ROS1, a proto-oncogene, encodes a receptor tyrosine kinase. Its physiological role in humans remains unclear, but it has been associated with driving cancer development. Somatic chromosomal fusions of ROS1 generate chimeric oncoproteins that can activate downstream signaling pathways, promoting cell proliferation, activation, and cell cycle progression, which accelerates the development of various cancers, especially non-small-cell lung cancer (NSCLC) [1,2].

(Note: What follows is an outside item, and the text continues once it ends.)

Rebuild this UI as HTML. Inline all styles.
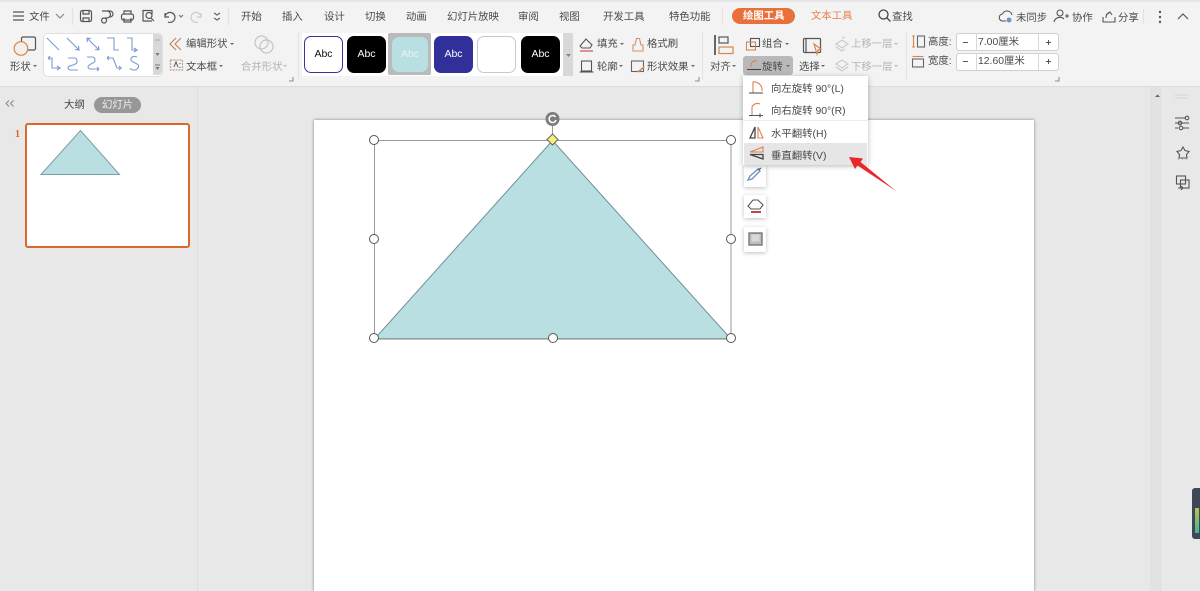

ROS1-directed tyrosine kinase inhibitors (TKIs) are effective against ROS1-fusion positive cancers. However, resistance can emerge through intrinsic or extrinsic mechanisms. Some factors influencing resistance acquisition include the subcellular localization of ROS1 oncoprotein and TKI properties. Higher-affinity next-generation ROS1 TKIs have been developed to improve intracranial activity and mitigate resistance mechanisms, demonstrating clinical efficacy [1]. ROS1-rearranged NSCLC, which makes up about 1%-2% of all NSCLC, can be detected by various assays. Treatment usually starts with TKIs, but tumors may develop resistance over time through secondary kinase mutations or activation of bypass signaling pathways [3,4].

In conclusion, ROS1 is a key player in cancer biology, especially in NSCLC. Understanding its role in driving cancer and the mechanisms of resistance to TKIs is crucial. The development and study of ROS1-targeted therapies, along with the investigation of resistance mechanisms, contribute to improving the treatment of ROS1-related cancers.